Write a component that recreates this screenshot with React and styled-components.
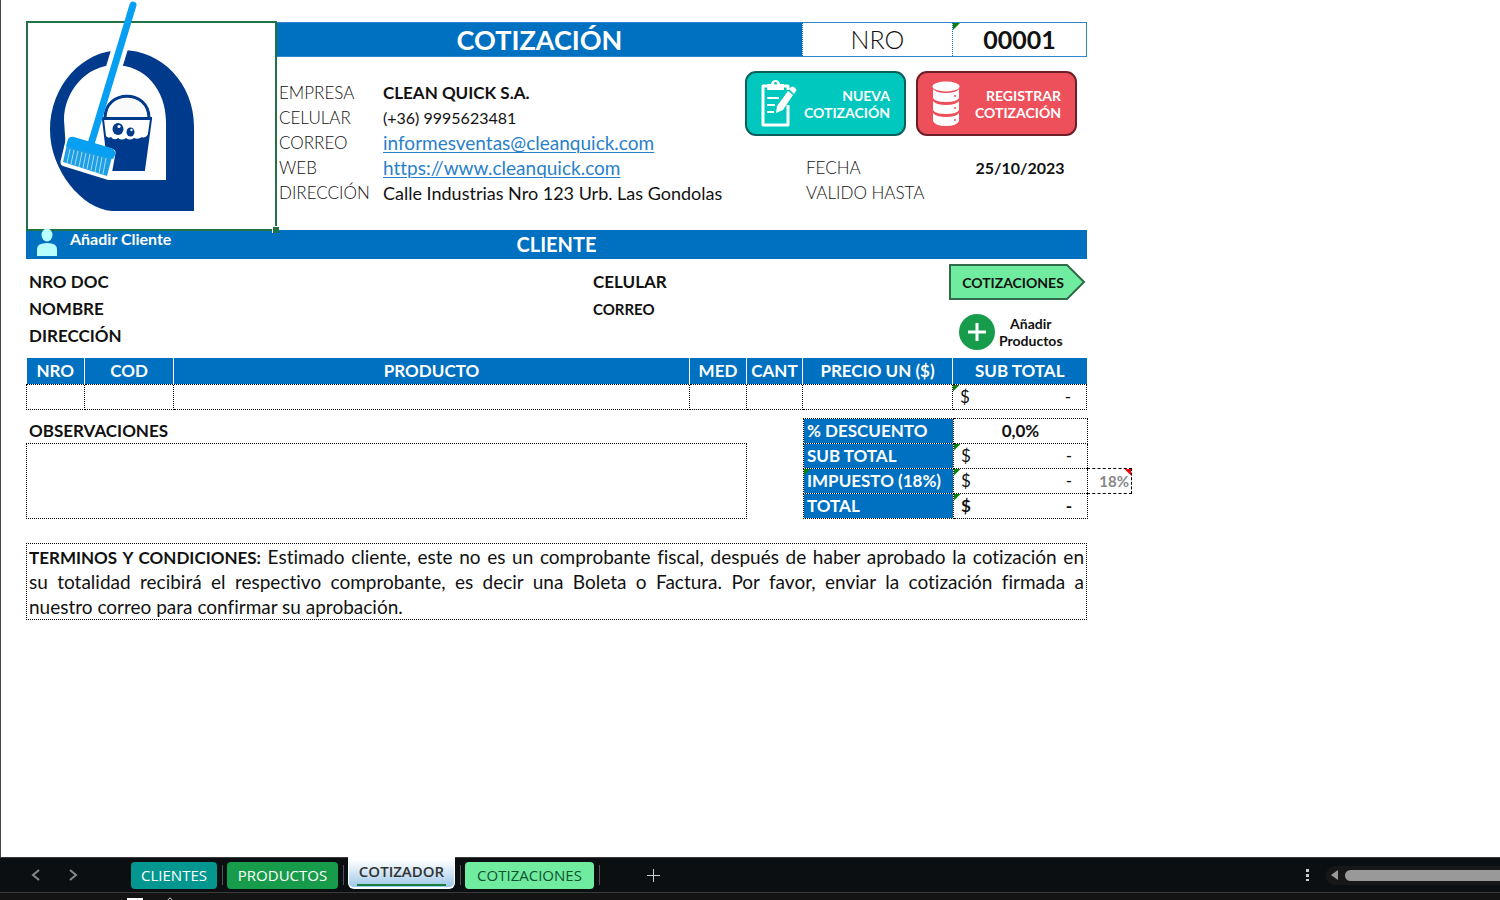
import React from "react";
import styled, { createGlobalStyle } from "styled-components";

const BLUE = "#0070c0";
const DOTTED = "1px dotted #000";

const GlobalStyle = createGlobalStyle`
  * {
    box-sizing: border-box;
  }
  body {
    margin: 0;
    background: #fff;
    color: #111;
    font-family: Lato, "Liberation Sans", sans-serif;
    font-size: 17px;
    font-variant-ligatures: none;
  }
  button, input, textarea {
    font: inherit;
    color: inherit;
    border: none;
    background: none;
    padding: 0;
  }
  button {
    cursor: pointer;
  }
`;

const Page = styled.div`
  min-height: 100vh;
  display: flex;
  flex-direction: column;
`;

const Sheet = styled.main`
  flex: 1;
  border-left: 1px solid #444;
  padding: 21px 24px 24px 25px;
`;

const Quote = styled.div`
  max-width: 1061px;
`;

const Header = styled.header`
  position: relative;
  z-index: 1;
  display: grid;
  grid-template-columns: 251px 1fr;
`;

const LogoCell = styled.div`
  position: relative;
  border: 2px solid #217346;
  height: 210px;

  svg {
    display: block;
    width: 247px;
    height: 206px;
    overflow: visible;
  }
`;

const FillHandle = styled.span`
  position: absolute;
  right: -4px;
  bottom: -4px;
  width: 7px;
  height: 7px;
  background: #217346;
  border: 1px solid #fff;
  border-width: 1px 0 0 1px;
`;

const TitleBar = styled.div`
  display: grid;
  grid-template-columns: 1fr 150px 134px;
  height: 35px;
  margin-top: 1px;
  border: 1px solid #2f86cc;
  border-left: none;
  text-align: center;
  line-height: 33px;
`;

const Title = styled.h1`
  margin: 0;
  background: ${BLUE};
  color: #fff;
  font-size: 27px;
  line-height: 33px;
`;

const NumberCell = styled.div`
  position: relative;
  border-left: 1px dotted ${BLUE};
  font-size: 25px;
  font-weight: ${(props) => (props.$strong ? 700 : 300)};
`;

const Flag = styled.span`
  position: absolute;
  top: 0;
  ${(props) => (props.$red ? "right: 0" : "left: 0")};
  width: 7px;
  height: 7px;
  background: ${(props) => (props.$red ? "#f00" : "#0a800a")};
  clip-path: ${(props) =>
    props.$red
      ? "polygon(0 0, 100% 0, 100% 100%)"
      : "polygon(0 0, 100% 0, 0 100%)"};
`;

const HeaderBody = styled.div`
  display: grid;
  grid-template-columns: 1fr 342px;
`;

const Info = styled.dl`
  display: grid;
  grid-template-columns: ${(props) => props.$labels || "104px"} 1fr;
  grid-auto-rows: 25px;
  align-items: center;
  margin: 0;
  padding: ${(props) => props.$pad || "23px 0 0 2px"};
  white-space: nowrap;

  dt {
    font-weight: 300;
  }
  dd {
    margin: 0;
  }
  a {
    color: #2a7fcb;
    font-size: 19px;
    text-decoration-thickness: 1px;
    text-underline-offset: 2px;
  }
`;

const Phone = styled.dd`
  font-size: 16px;
`;

const Address = styled.dd`
  font-size: 18px;
`;

const DateValue = styled.dd`
  font-size: 16px;
  font-weight: 700;
  text-align: center;
`;

const Actions = styled.div`
  display: flex;
  gap: 10px;
  padding-top: 14px;
`;

const ActionButton = styled.button`
  display: flex;
  align-items: center;
  justify-content: space-between;
  width: 161px;
  height: 65px;
  padding: 0 14px;
  border: 2px solid ${(props) => props.$edge};
  border-radius: 11px;
  background: ${(props) => props.$fill};
  color: #fff;
  font-size: 14px;
  font-weight: 700;
  line-height: 17px;
  text-align: right;
`;

const ClientBand = styled.div`
  display: grid;
  grid-template-columns: 1fr auto 1fr;
  height: 29px;
  margin-top: -1px;
  background: ${BLUE};
  color: #fff;

  h2 {
    margin: 0;
    font-size: 20px;
    line-height: 29px;
  }
`;

const AddClient = styled.button`
  position: relative;
  z-index: 2;
  display: flex;
  justify-self: start;
  gap: 12px;
  padding-left: 10px;
  font-size: 16px;
  font-weight: 700;
  line-height: 18px;
`;

const ClientForm = styled.form`
  display: grid;
  grid-template-columns: 564fr 356fr 138px;
  padding: 5px 0 8px 3px;
`;

const Fields = styled.div`
  display: grid;
  grid-auto-rows: 27px;
  padding-top: 4px;
`;

const Field = styled.label`
  display: flex;
  align-items: center;
  gap: 12px;
  font-weight: 700;
  font-size: ${(props) => (props.$small ? "15px" : "17px")};

  input {
    flex: 1;
    min-width: 0;
  }
`;

const SideButtons = styled.div`
  display: flex;
  flex-direction: column;
  align-items: flex-start;
  gap: 13px;
`;

const ArrowButton = styled.button`
  display: grid;
  width: 138px;
  height: 37px;
  font-size: 14px;
  font-weight: 700;

  svg,
  span {
    grid-area: 1 / 1;
  }
  span {
    align-self: center;
    padding-right: 10px;
  }
`;

const AddProducts = styled.button`
  display: flex;
  align-items: center;
  gap: 4px;
  margin-left: 10px;
  font-size: 14px;
  font-weight: 700;
  line-height: 17px;
`;

const Products = styled.table`
  width: 100%;
  table-layout: fixed;
  border-collapse: collapse;

  th {
    height: 26px;
    padding: 0;
    background: ${BLUE};
    color: #fff;
    white-space: nowrap;
  }
  th + th {
    border-left: 1px solid #fff;
  }
  td {
    height: 25px;
    padding: 0;
    border: ${DOTTED};
  }
`;

const MoneyCell = styled.td`
  position: relative;
  font-weight: ${(props) => (props.$strong ? 700 : 400)};
`;

const Money = styled.span`
  display: flex;
  justify-content: space-between;
  padding: 0 15px 0 7px;
`;

const Bottom = styled.div`
  display: grid;
  grid-template-columns: minmax(0, 1fr) 328px;
  column-gap: 56px;
  margin: 8px -44px 24px 0;
`;

const Notes = styled.label`
  display: flex;
  flex-direction: column;
  font-weight: 700;

  span {
    padding-left: 3px;
    line-height: 25px;
  }
  textarea {
    flex: 1;
    border: ${DOTTED};
    resize: none;
    font-weight: 400;
  }
`;

const Totals = styled.table`
  width: 100%;
  table-layout: fixed;
  border-collapse: collapse;

  th,
  td {
    height: 25px;
    padding: 0;
    border: ${DOTTED};
  }
  th {
    position: relative;
    padding-left: 3px;
    background: ${BLUE};
    color: #fff;
    text-align: left;
    white-space: nowrap;
  }
`;

const Discount = styled.td`
  font-weight: 700;
  text-align: center;
`;

const RateCell = styled.td`
  && {
    position: relative;
    border: 1px dashed #000;
    border-left: none;
    color: #888;
    font-size: 15px;
    font-weight: 700;
    text-align: right;
    padding-right: 2px;
  }
`;

const EmptyCell = styled.td`
  && {
    border: none;
  }
`;

const Terms = styled.p`
  margin: 0;
  padding: 0 2px;
  border: ${DOTTED};
  font-size: 19px;
  line-height: 25px;
  text-align: justify;

  b {
    font-size: 17px;
    line-height: 17px;
  }
`;

const TabBar = styled.nav`
  display: flex;
  align-items: center;
  height: 36px;
  border-top: 1px solid #3a3a3a;
  border-bottom: 1px solid #3a3a3a;
  background: #0b0f12;
  color: #ccc;
  font-family: "Open Sans", "Noto Sans", sans-serif;
  font-size: 15px;
`;

const NavButtons = styled.div`
  display: flex;
  gap: 21px;
  width: 131px;
  padding-left: 28px;
`;

const IconButton = styled.button`
  display: flex;
`;

const Tab = styled.button`
  width: ${(props) => props.$width};
  height: 27px;
  border-radius: 4px;
  background: ${(props) => props.$fill};
  color: ${(props) => props.$ink || "#fff"};
  text-align: center;
`;

const ActiveTab = styled(Tab)`
  align-self: flex-start;
  height: 32px;
  margin: -1px 0 0;
  padding: 0 8px;
  border: 1px solid #fff;
  border-width: 0 1px 2px;
  border-radius: 0 0 6px 6px;
  background: linear-gradient(#fff 10%, #9dc8e8);
  color: #333;
  font-weight: 600;

  span {
    display: block;
    border-bottom: 2px solid #15803d;
    line-height: 25px;
  }
`;

const Divider = styled.span`
  width: 1px;
  height: 20px;
  margin: 0 4px 0 5px;
  background: #555;
`;

const AddSheet = styled(IconButton)`
  margin-left: 42px;
`;

const ScrollArea = styled.div`
  display: flex;
  align-items: center;
  gap: 17px;
  margin-left: auto;
`;

const ScrollTrack = styled.div`
  display: flex;
  align-items: center;
  gap: 6px;
  padding-left: 4px;
  background: #171717;
  border-radius: 9px 0 0 9px;
  height: 19px;
`;

const ScrollThumb = styled.div`
  width: 155px;
  height: 11px;
  border-radius: 6px 0 0 6px;
  background: #999;
`;

const Taskbar = styled.div`
  display: flex;
  align-items: flex-end;
  gap: 24px;
  height: 7px;
  padding-left: 127px;
  background: #141414;
`;

const Logo = () => (
  <svg viewBox="28 23 247 206" role="img" aria-label="Clean Quick">
    <path
      fill="#003a8c"
      fillRule="evenodd"
      d="M122 50C162 50 194 84 194 126V211H112C82 209 50 170 50 130C50 86 82 50 122 50ZM115 65C86 65 64 92 64 120L66 150L108 180H166V122C166 90 145 65 115 65Z"
    />
    <path d="M123 38L106 94" stroke="#fff" strokeWidth="16" />
    <path
      d="M105 118C105 89 149 89 149 118"
      fill="#fafafa"
      stroke="#003a8c"
      strokeWidth="3"
    />
    <path
      d="M103 119H151L144 170H109Z"
      fill="#fff"
      stroke="#003a8c"
      strokeWidth="2"
    />
    <path
      fill="#003a8c"
      d="M102 117H152V120H102ZM105 135Q108 139 111 137Q114 141 118 138Q122 141 126 138Q130 141 134 138Q138 140 142 137Q145 139 149 133L144 171H109Z"
    />
    <ellipse cx="118" cy="129" rx="5.5" ry="6" fill="#003a8c" />
    <ellipse cx="130.500" cy="132" rx="4" ry="4.500" fill="#003a8c" />
    <circle cx="119" cy="126.500" r="1.600" fill="#fff" />
    <circle cx="131.500" cy="130" r="1.200" fill="#fff" />
    <path
      d="M70 141L111 153L107 175L65 162Z"
      fill="#fff"
      stroke="#fff"
      strokeWidth="9"
      strokeLinejoin="round"
    />
    <path
      d="M133 5L91 144"
      stroke="#069ff2"
      strokeWidth="7"
      strokeLinecap="round"
    />
    <path d="M67 144L112 157L107 176L63 162Z" fill="#1d9fe5" />
    <path
      d="M70 149L67 163M74 150L71 164M78 151L75 165M82 152L79 167M86 153L83 168M90 154L87 169M94 155L91 170M98 156L95 172M102 157L99 173M106 158L103 174"
      stroke="#a7dcf8"
      strokeWidth="1"
    />
    <path
      d="M66 146L68 139Q70 136 74 137L111 148Q116 150 115 155L113 159Z"
      fill="#069ff2"
    />
  </svg>
);

const ClipboardIcon = () => (
  <svg width="36" height="48" viewBox="0 0 36 48" aria-hidden="true">
    <path
      d="M27 25V45H2V6H27V10"
      fill="none"
      stroke="#fff"
      strokeWidth="3"
      strokeLinejoin="round"
    />
    <path
      fill="#fff"
      fillRule="evenodd"
      d="M6 10V4H10Q11 0 14.500 0Q18 0 19 4H23V10ZM14.500 2A1.500 1.500 0 1 0 14.600 2Z"
    />
    <path d="M6 18H18M6 25H14M6 32H13" stroke="#fff" strokeWidth="2" />
    <path
      fill="#fff"
      d="M27 11L32 15L22 30L15 33L16 26ZM28 9L30 7Q31 6 33 7L35 9Q36 10 35 11L33 14Z"
    />
  </svg>
);

const DatabaseIcon = () => (
  <svg width="28" height="46" viewBox="0 0 28 46" aria-hidden="true">
    <ellipse cx="14" cy="5.500" rx="13.500" ry="5" fill="#fff" />
    <g fill="#fff">
      <path d="M1 8Q4 12 14 12Q24 12 27 8V17Q25 21 14 21Q3 21 1 17Z" />
      <path d="M1 20Q4 24 14 24Q24 24 27 20V29Q25 33 14 33Q3 33 1 29Z" />
      <path d="M1 32Q4 36 14 36Q24 36 27 32V40Q25 45 14 45Q3 45 1 40Z" />
    </g>
    <g fill="#ee505b">
      <circle cx="23" cy="15" r="1" />
      <circle cx="23" cy="27" r="1" />
      <circle cx="23" cy="39" r="1" />
    </g>
  </svg>
);

const PersonIcon = () => (
  <svg width="22" height="28" viewBox="0 0 22 28" overflow="visible" aria-hidden="true">
    <ellipse cx="11" cy="5" rx="5.500" ry="6.500" fill="#b9ffff" />
    <path d="M1 26V19Q1 13 11 13Q21 13 21 19V26Z" fill="#b9ffff" />
  </svg>
);

const columns = [
  { name: "NRO", width: "58px" },
  { name: "COD", width: "89px" },
  { name: "PRODUCTO", width: "auto" },
  { name: "MED", width: "57px" },
  { name: "CANT", width: "56px" },
  { name: "PRECIO UN ($)", width: "150px" },
  { name: "SUB TOTAL", width: "134px" },
];

const Amount = ({ strong }) => (
  <MoneyCell $strong={strong}>
    <Flag />
    <Money>
      <span>$</span>
      <span>-</span>
    </Money>
  </MoneyCell>
);

const App = () => {
  return (
    <Page>
      <GlobalStyle />
      <Sheet>
        <Quote>
          <Header>
            <LogoCell>
              <Logo />
              <FillHandle />
            </LogoCell>
            <div>
              <TitleBar>
                <Title>COTIZACIÓN</Title>
                <NumberCell>NRO</NumberCell>
                <NumberCell $strong>
                  <Flag />
                  00001
                </NumberCell>
              </TitleBar>
              <HeaderBody>
                <Info>
                  <dt>EMPRESA</dt>
                  <dd>
                    <b>CLEAN QUICK S.A.</b>
                  </dd>
                  <dt>CELULAR</dt>
                  <Phone>(+36) 9995623481</Phone>
                  <dt>CORREO</dt>
                  <dd>
                    <a href="mailto:informesventas@cleanquick.com">
                      informesventas@cleanquick.com
                    </a>
                  </dd>
                  <dt>WEB</dt>
                  <dd>
                    <a href="https://www.cleanquick.com">
                      https://www.cleanquick.com
                    </a>
                  </dd>
                  <dt>DIRECCIÓN</dt>
                  <Address>Calle Industrias Nro 123 Urb. Las Gondolas</Address>
                </Info>
                <div>
                  <Actions>
                    <ActionButton $fill="#00c8be" $edge="#0b5f5b">
                      <ClipboardIcon />
                      <span>
                        NUEVA
                        <br />
                        COTIZACIÓN
                      </span>
                    </ActionButton>
                    <ActionButton $fill="#ee505b" $edge="#6e1f26">
                      <DatabaseIcon />
                      <span>
                        REGISTRAR
                        <br />
                        COTIZACIÓN
                      </span>
                    </ActionButton>
                  </Actions>
                  <Info $labels="147px" $pad="19px 0 0 61px">
                    <dt>FECHA</dt>
                    <DateValue>25/10/2023</DateValue>
                    <dt>VALIDO HASTA</dt>
                    <dd />
                  </Info>
                </div>
              </HeaderBody>
            </div>
          </Header>

          <ClientBand>
            <AddClient>
              <PersonIcon />
              Añadir Cliente
            </AddClient>
            <h2>CLIENTE</h2>
          </ClientBand>

          <ClientForm>
            <Fields>
              <Field>
                NRO DOC <input name="doc" />
              </Field>
              <Field>
                NOMBRE <input name="nombre" />
              </Field>
              <Field>
                DIRECCIÓN <input name="direccion" />
              </Field>
            </Fields>
            <Fields>
              <Field>
                CELULAR <input name="celular" />
              </Field>
              <Field $small>
                CORREO <input name="correo" />
              </Field>
            </Fields>
            <SideButtons>
              <ArrowButton type="button">
                <svg width="138" height="37" aria-hidden="true">
                  <path
                    d="M1 1H118L135 18L118 35H1Z"
                    fill="#70eca0"
                    stroke="#2f6b48"
                    strokeWidth="2"
                  />
                </svg>
                <span>COTIZACIONES</span>
              </ArrowButton>
              <AddProducts type="button">
                <svg width="36" height="36" aria-hidden="true">
                  <circle cx="18" cy="18" r="18" fill="#179c4b" />
                  <path d="M18 9V27M9 18H27" stroke="#fff" strokeWidth="3" />
                </svg>
                <span>
                  Añadir
                  <br />
                  Productos
                </span>
              </AddProducts>
            </SideButtons>
          </ClientForm>

          <Products>
            <colgroup>
              {columns.map((col) => (
                <col key={col.name} width={col.width} />
              ))}
            </colgroup>
            <thead>
              <tr>
                {columns.map((col) => (
                  <th key={col.name}>{col.name}</th>
                ))}
              </tr>
            </thead>
            <tbody>
              <tr>
                <td />
                <td />
                <td />
                <td />
                <td />
                <td />
                <Amount />
              </tr>
            </tbody>
          </Products>

          <Bottom>
            <Notes>
              <span>OBSERVACIONES</span>
              <textarea name="observaciones" />
            </Notes>
            <Totals>
              <colgroup>
                <col width="150" />
                <col width="134" />
                <col width="44" />
              </colgroup>
              <tbody>
                <tr>
                  <th scope="row">% DESCUENTO</th>
                  <Discount>0,0%</Discount>
                  <EmptyCell />
                </tr>
                <tr>
                  <th scope="row">SUB TOTAL</th>
                  <Amount />
                  <EmptyCell />
                </tr>
                <tr>
                  <th scope="row">
                    <Flag />
                    IMPUESTO (18%)
                  </th>
                  <Amount />
                  <RateCell>
                    <Flag $red />
                    18%
                  </RateCell>
                </tr>
                <tr>
                  <th scope="row">TOTAL</th>
                  <Amount strong />
                  <EmptyCell />
                </tr>
              </tbody>
            </Totals>
          </Bottom>

          <Terms>
            <b>TERMINOS Y CONDICIONES:</b> Estimado cliente, este no es un
            comprobante fiscal, después de haber aprobado la cotización en
            su&nbsp;totalidad recibirá el respectivo comprobante, es decir una
            Boleta o Factura. Por favor, enviar la cotización firmada a
            nuestro&nbsp;correo para confirmar su aprobación.
          </Terms>
        </Quote>
      </Sheet>

      <TabBar>
        <NavButtons>
          <IconButton aria-label="Anterior">
            <svg width="16" height="16" fill="none" stroke="#888" strokeWidth="2">
              <path d="M11 3L5 8L11 13" />
            </svg>
          </IconButton>
          <IconButton aria-label="Siguiente">
            <svg width="16" height="16" fill="none" stroke="#888" strokeWidth="2">
              <path d="M5 3L11 8L5 13" />
            </svg>
          </IconButton>
        </NavButtons>
        <Tab $width="86px" $fill="#04978f">
          CLIENTES
        </Tab>
        <Divider />
        <Tab $width="111px" $fill="#179c4b">
          PRODUCTOS
        </Tab>
        <Divider />
        <ActiveTab $width="107px">
          <span>COTIZADOR</span>
        </ActiveTab>
        <Divider />
        <Tab $width="129px" $fill="#70eca0" $ink="#14532d">
          COTIZACIONES
        </Tab>
        <Divider />
        <AddSheet aria-label="Nueva hoja">
          <svg width="14" height="14" stroke="#ccc" strokeWidth="1">
            <path d="M7.500 1V14M1 7.500H14" />
          </svg>
        </AddSheet>
        <ScrollArea>
          <svg width="3" height="12" fill="#ccc" aria-hidden="true">
            <path d="M0 0H3V3H0ZM0 5H3V8H0ZM0 10H3V12H0Z" />
          </svg>
          <ScrollTrack>
            <svg width="9" height="12" fill="#999" aria-hidden="true">
              <path d="M8 1V11L1 6Z" />
            </svg>
            <ScrollThumb />
          </ScrollTrack>
        </ScrollArea>
      </TabBar>
      <Taskbar>
        <svg width="16" height="2" fill="#fff" aria-hidden="true">
          <path d="M0 0H16V2H0Z" />
        </svg>
        <svg width="6" height="3" fill="none" stroke="#ccc" aria-hidden="true">
          <path d="M1 3Q3 -1 5 3" />
        </svg>
      </Taskbar>
    </Page>
  );
};

export default App;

# SHORT TASK
Copy every line above that holds the word "components".

# THE OUTPUT
Write a component that recreates this screenshot with React and styled-components.
import styled, { createGlobalStyle } from "styled-components";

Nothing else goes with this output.